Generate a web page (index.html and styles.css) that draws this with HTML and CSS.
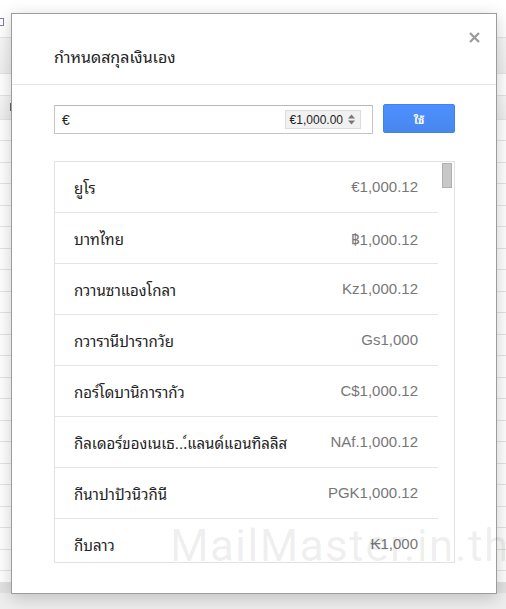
FILE: index.html
```html
<html>
<head>
  <link rel="stylesheet" href="styles.css">
</head>
<body>
  <div class="sheet">
    <div class="sheet-row top"><span class="doc-icon"></span></div>
    <div class="sheet-row band tall"></div>
    <div class="sheet-row mid"></div>
    <div class="sheet-row band first"><span class="mark"></span></div>
    <div class="sheet-row"></div><div class="sheet-row"></div><div class="sheet-row"></div>
    <div class="sheet-row"></div><div class="sheet-row"></div><div class="sheet-row"></div>
    <div class="sheet-row"></div><div class="sheet-row"></div><div class="sheet-row"></div>
    <div class="sheet-row"></div><div class="sheet-row"></div><div class="sheet-row"></div>
    <div class="sheet-row"></div><div class="sheet-row"></div><div class="sheet-row"></div>
    <div class="sheet-row"></div><div class="sheet-row"></div><div class="sheet-row"></div>
    <div class="sheet-row"></div><div class="sheet-row"></div><div class="sheet-row"></div>
    <div class="sheet-row last"></div>
    <div class="sheet-row foot"></div>
    <div class="sheet-shade"></div>
  </div>

  <div class="dialog">
    <div class="dialog-head">กำหนดสกุลเงินเอง</div>
    <span class="close">
      <svg width="11" height="11" viewBox="0 0 11 11">
        <path d="M1 1 L10 10 M10 1 L1 10" stroke="#9a9a9a" stroke-width="2.2" fill="none"/>
      </svg>
    </span>
    <div class="dialog-body">
      <div class="entry">
        <div class="amount">
          <span class="symbol">€</span>
          <span class="chip">€1,000.00
            <svg width="7" height="11" viewBox="0 0 7 11">
              <path d="M0 4.5 L3.5 0.5 L7 4.5 Z M0 6.5 L3.5 10.5 L7 6.5 Z" fill="#777"/>
            </svg>
          </span>
        </div>
        <button class="apply">ใช้</button>
      </div>

      <div class="currency-list">
        <div class="rows">
          <div class="row"><span class="name">ยูโร</span><span class="value">€1,000.12</span></div>
          <div class="row"><span class="name">บาทไทย</span><span class="value">฿1,000.12</span></div>
          <div class="row"><span class="name">กวานซาแองโกลา</span><span class="value">Kz1,000.12</span></div>
          <div class="row"><span class="name">กวารานีปารากวัย</span><span class="value">Gs1,000</span></div>
          <div class="row"><span class="name">กอร์โดบานิการากัว</span><span class="value">C$1,000.12</span></div>
          <div class="row"><span class="name">กิลเดอร์ของเนเธ...์แลนด์แอนทิลลิส</span><span class="value">NAf.1,000.12</span></div>
          <div class="row"><span class="name">กีนาปาปัวนิวกินี</span><span class="value">PGK1,000.12</span></div>
          <div class="row"><span class="name">กีบลาว</span><span class="value">₭1,000</span></div>
        </div>
        <div class="scroll"><div class="thumb"></div></div>
      </div>
    </div>
  </div>

  <div class="watermark">MailMaster.in.th</div>
</body>
</html>
```

FILE: styles.css
```css
body {
  margin: 0;
  padding: 0;
  width: 506px;
  height: 609px;
  overflow: hidden;
  background: #fff;
  font-family: "Liberation Sans", "Noto Sans Thai Looped", "Noto Sans Thai", Tahoma, sans-serif;
  color: #222;
}

/* spreadsheet behind the dialog */
.sheet {
  display: flex;
  flex-direction: column;
}

.sheet-row {
  box-sizing: border-box;
  height: 22px;
  border-bottom: 1px solid #e4e4e4;
  position: relative;
}

.sheet-row:nth-child(odd) {
  height: 21px;
}

.sheet-row.top {
  height: 38px;
}

.sheet-row.tall {
  height: 36px;
}

.sheet-row.mid {
  height: 22px;
}

.sheet-row.first {
  height: 24px;
}

.sheet-row.last {
  height: 12px;
}

.sheet-row.band {
  background: linear-gradient(#f7f7f7, #eeeeee);
}

.sheet-row.foot {
  height: 10px;
  background: #e2e2e2;
  border-bottom: none;
}

.sheet-shade {
  height: 20px;
  background: #eeeeee;
}

.doc-icon {
  position: absolute;
  left: -3px;
  top: 18px;
  width: 5px;
  height: 6px;
  border: 1px solid #8a7aa0;
}

.mark {
  position: absolute;
  left: 10px;
  top: 7px;
  width: 2px;
  height: 8px;
  background: #5a6a62;
}

/* dialog */
.dialog {
  position: absolute;
  left: 11px;
  top: 13px;
  width: 486px;
  height: 581px;
  box-sizing: border-box;
  background: #fff;
  border: 1px solid #9c9c9c;
  box-shadow: 0 4px 16px rgba(0, 0, 0, 0.2);
}

.dialog-head {
  padding: 32px 42px 14px;
  font-size: 16px;
  line-height: 24px;
  color: #222;
  border-bottom: 1px solid #e5e5e5;
}

.close {
  position: absolute;
  top: 18px;
  right: 16px;
  width: 11px;
  height: 11px;
  display: flex;
}

.dialog-body {
  padding: 20px 41px 0 42px;
}

.entry {
  display: flex;
  gap: 10px;
  height: 29px;
}

.amount {
  flex: 1;
  box-sizing: border-box;
  display: flex;
  align-items: center;
  justify-content: space-between;
  padding: 0 11px 0 7px;
  border: 1px solid #c6c6c6;
  border-top-color: #b8b8b8;
  font-size: 14px;
}

.chip {
  display: flex;
  align-items: center;
  gap: 5px;
  height: 17px;
  padding: 0 5px 0 4px;
  border: 1px solid #dcdcdc;
  background: #f1f1f1;
  font-size: 12px;
  color: #222;
}

.apply {
  width: 72px;
  height: 29px;
  margin-top: -1px;
  box-sizing: border-box;
  border: 1px solid #3f82ef;
  border-radius: 2px;
  background: linear-gradient(#4d90fe, #4787ed);
  color: #fff;
  font-family: inherit;
  font-size: 11px;
  font-weight: bold;
  padding: 0;
}

.currency-list {
  margin-top: 27px;
  height: 402px;
  box-sizing: border-box;
  border: 1px solid #e2e2e2;
  display: flex;
  overflow: hidden;
}

.rows {
  width: 383px;
}

.row {
  box-sizing: border-box;
  height: 51px;
  display: flex;
  align-items: center;
  justify-content: space-between;
  padding: 0 20px 1px 19px;
  border-bottom: 1px solid #e5e5e5;
  font-size: 15px;
}

.row .name {
  color: #222;
}

.row .value {
  color: #777;
}

.scroll {
  flex: 1;
}

.thumb {
  box-sizing: border-box;
  width: 10px;
  height: 25px;
  margin: 1px 0 0 4px;
  background: #c8c8c8;
  border: 1px solid #b0b0b0;
}

.watermark {
  position: absolute;
  left: 170px;
  top: 520px;
  font-family: Roboto, "Liberation Sans", sans-serif;
  font-size: 44px;
  letter-spacing: 1.5px;
  color: rgba(0, 0, 0, 0.08);
  white-space: nowrap;
  pointer-events: none;
}
```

────────────────────

**Set problem:** Give all the lines above again, character for character, without pictures.

**Complete response:**
Generate a web page (index.html and styles.css) that draws this with HTML and CSS.
FILE: index.html
```html
<html>
<head>
  <link rel="stylesheet" href="styles.css">
</head>
<body>
  <div class="sheet">
    <div class="sheet-row top"><span class="doc-icon"></span></div>
    <div class="sheet-row band tall"></div>
    <div class="sheet-row mid"></div>
    <div class="sheet-row band first"><span class="mark"></span></div>
    <div class="sheet-row"></div><div class="sheet-row"></div><div class="sheet-row"></div>
    <div class="sheet-row"></div><div class="sheet-row"></div><div class="sheet-row"></div>
    <div class="sheet-row"></div><div class="sheet-row"></div><div class="sheet-row"></div>
    <div class="sheet-row"></div><div class="sheet-row"></div><div class="sheet-row"></div>
    <div class="sheet-row"></div><div class="sheet-row"></div><div class="sheet-row"></div>
    <div class="sheet-row"></div><div class="sheet-row"></div><div class="sheet-row"></div>
    <div class="sheet-row"></div><div class="sheet-row"></div><div class="sheet-row"></div>
    <div class="sheet-row last"></div>
    <div class="sheet-row foot"></div>
    <div class="sheet-shade"></div>
  </div>

  <div class="dialog">
    <div class="dialog-head">กำหนดสกุลเงินเอง</div>
    <span class="close">
      <svg width="11" height="11" viewBox="0 0 11 11">
        <path d="M1 1 L10 10 M10 1 L1 10" stroke="#9a9a9a" stroke-width="2.2" fill="none"/>
      </svg>
    </span>
    <div class="dialog-body">
      <div class="entry">
        <div class="amount">
          <span class="symbol">€</span>
          <span class="chip">€1,000.00
            <svg width="7" height="11" viewBox="0 0 7 11">
              <path d="M0 4.5 L3.5 0.5 L7 4.5 Z M0 6.5 L3.5 10.5 L7 6.5 Z" fill="#777"/>
            </svg>
          </span>
        </div>
        <button class="apply">ใช้</button>
      </div>

      <div class="currency-list">
        <div class="rows">
          <div class="row"><span class="name">ยูโร</span><span class="value">€1,000.12</span></div>
          <div class="row"><span class="name">บาทไทย</span><span class="value">฿1,000.12</span></div>
          <div class="row"><span class="name">กวานซาแองโกลา</span><span class="value">Kz1,000.12</span></div>
          <div class="row"><span class="name">กวารานีปารากวัย</span><span class="value">Gs1,000</span></div>
          <div class="row"><span class="name">กอร์โดบานิการากัว</span><span class="value">C$1,000.12</span></div>
          <div class="row"><span class="name">กิลเดอร์ของเนเธ...์แลนด์แอนทิลลิส</span><span class="value">NAf.1,000.12</span></div>
          <div class="row"><span class="name">กีนาปาปัวนิวกินี</span><span class="value">PGK1,000.12</span></div>
          <div class="row"><span class="name">กีบลาว</span><span class="value">₭1,000</span></div>
        </div>
        <div class="scroll"><div class="thumb"></div></div>
      </div>
    </div>
  </div>

  <div class="watermark">MailMaster.in.th</div>
</body>
</html>
```

FILE: styles.css
```css
body {
  margin: 0;
  padding: 0;
  width: 506px;
  height: 609px;
  overflow: hidden;
  background: #fff;
  font-family: "Liberation Sans", "Noto Sans Thai Looped", "Noto Sans Thai", Tahoma, sans-serif;
  color: #222;
}

/* spreadsheet behind the dialog */
.sheet {
  display: flex;
  flex-direction: column;
}

.sheet-row {
  box-sizing: border-box;
  height: 22px;
  border-bottom: 1px solid #e4e4e4;
  position: relative;
}

.sheet-row:nth-child(odd) {
  height: 21px;
}

.sheet-row.top {
  height: 38px;
}

.sheet-row.tall {
  height: 36px;
}

.sheet-row.mid {
  height: 22px;
}

.sheet-row.first {
  height: 24px;
}

.sheet-row.last {
  height: 12px;
}

.sheet-row.band {
  background: linear-gradient(#f7f7f7, #eeeeee);
}

.sheet-row.foot {
  height: 10px;
  background: #e2e2e2;
  border-bottom: none;
}

.sheet-shade {
  height: 20px;
  background: #eeeeee;
}

.doc-icon {
  position: absolute;
  left: -3px;
  top: 18px;
  width: 5px;
  height: 6px;
  border: 1px solid #8a7aa0;
}

.mark {
  position: absolute;
  left: 10px;
  top: 7px;
  width: 2px;
  height: 8px;
  background: #5a6a62;
}

/* dialog */
.dialog {
  position: absolute;
  left: 11px;
  top: 13px;
  width: 486px;
  height: 581px;
  box-sizing: border-box;
  background: #fff;
  border: 1px solid #9c9c9c;
  box-shadow: 0 4px 16px rgba(0, 0, 0, 0.2);
}

.dialog-head {
  padding: 32px 42px 14px;
  font-size: 16px;
  line-height: 24px;
  color: #222;
  border-bottom: 1px solid #e5e5e5;
}

.close {
  position: absolute;
  top: 18px;
  right: 16px;
  width: 11px;
  height: 11px;
  display: flex;
}

.dialog-body {
  padding: 20px 41px 0 42px;
}

.entry {
  display: flex;
  gap: 10px;
  height: 29px;
}

.amount {
  flex: 1;
  box-sizing: border-box;
  display: flex;
  align-items: center;
  justify-content: space-between;
  padding: 0 11px 0 7px;
  border: 1px solid #c6c6c6;
  border-top-color: #b8b8b8;
  font-size: 14px;
}

.chip {
  display: flex;
  align-items: center;
  gap: 5px;
  height: 17px;
  padding: 0 5px 0 4px;
  border: 1px solid #dcdcdc;
  background: #f1f1f1;
  font-size: 12px;
  color: #222;
}

.apply {
  width: 72px;
  height: 29px;
  margin-top: -1px;
  box-sizing: border-box;
  border: 1px solid #3f82ef;
  border-radius: 2px;
  background: linear-gradient(#4d90fe, #4787ed);
  color: #fff;
  font-family: inherit;
  font-size: 11px;
  font-weight: bold;
  padding: 0;
}

.currency-list {
  margin-top: 27px;
  height: 402px;
  box-sizing: border-box;
  border: 1px solid #e2e2e2;
  display: flex;
  overflow: hidden;
}

.rows {
  width: 383px;
}

.row {
  box-sizing: border-box;
  height: 51px;
  display: flex;
  align-items: center;
  justify-content: space-between;
  padding: 0 20px 1px 19px;
  border-bottom: 1px solid #e5e5e5;
  font-size: 15px;
}

.row .name {
  color: #222;
}

.row .value {
  color: #777;
}

.scroll {
  flex: 1;
}

.thumb {
  box-sizing: border-box;
  width: 10px;
  height: 25px;
  margin: 1px 0 0 4px;
  background: #c8c8c8;
  border: 1px solid #b0b0b0;
}

.watermark {
  position: absolute;
  left: 170px;
  top: 520px;
  font-family: Roboto, "Liberation Sans", sans-serif;
  font-size: 44px;
  letter-spacing: 1.5px;
  color: rgba(0, 0, 0, 0.08);
  white-space: nowrap;
  pointer-events: none;
}
```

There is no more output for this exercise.